Ne sono esempi La femme à l’éventail (1875), con quello sguardo trasognato e il movimento accennato e grazioso del leggerissimo ventaglio; o il tripudio di natura verdeggiante punteggiato da tocchi di rosso, viola, azzurro e rosa, con il cielo lilla relegato in un angolo di Le Jardin à Bougival (1884) o ancora la tenerezza dello sguardo della madre elegantissima con il suo amore di bambina, ambedue accovacciate sul verde che quasi le avvolge di Jeune femme et enfant dans l’île (1883), pervaso da una grazia struggente, forse proprio per le pennellate così poco definite.
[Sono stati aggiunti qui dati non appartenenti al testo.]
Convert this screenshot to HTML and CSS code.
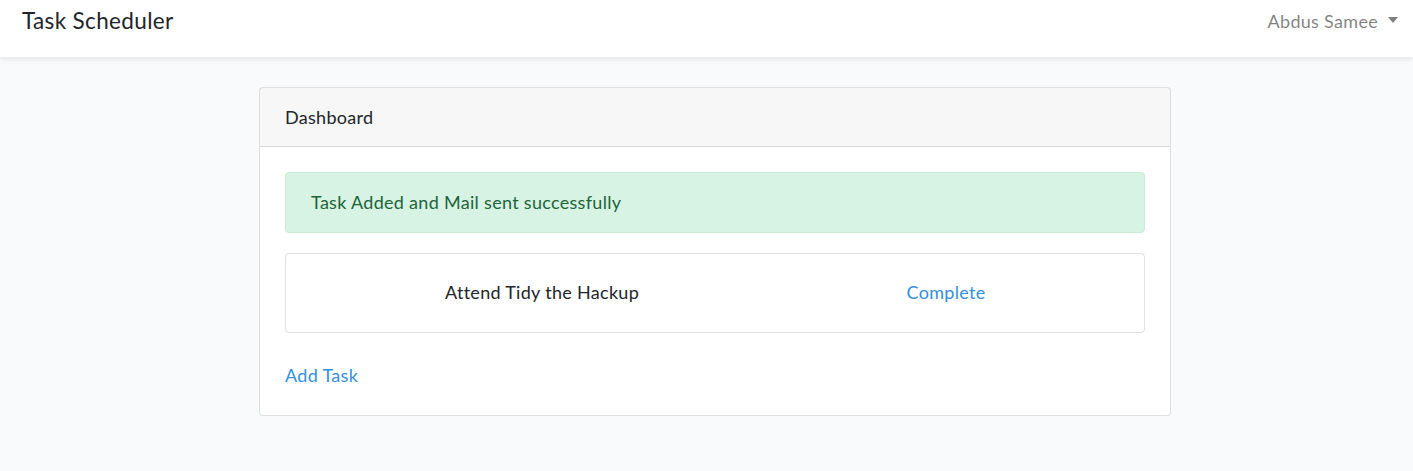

Ma non occorre appartenere a una classe sociale elevata e raffinata per diventare protagonisti dei quadri della Morisot, come dimostrano le due versioni della Bergère couchée (1891), che mantiene intatto il suo garbo e la sua leggiadria sia quando indossa semplici abiti contadini che quando si sdraia nuda a terra, poggiando con delicatezza il mento sulla mano.
Siamo grati per le prime due mostre in Italia, pressoché contemporanee e che meritano entrambe di essere visitate, dedicate a una pittrice morta troppo giovane, e forse per questo non sufficientemente apprezzata al suo tempo. Dobbiamo all’impegno della figlia Julie la valorizzazione dell’opera della madre Berthe, che riuscì a conciliare famiglia e arte forse proprio per quel suo tratto così umano, riconosciuto da Paul Valery: “La singolarità di Berthe Morisot fu di vivere la propria pittura e dipingere la propria vita”.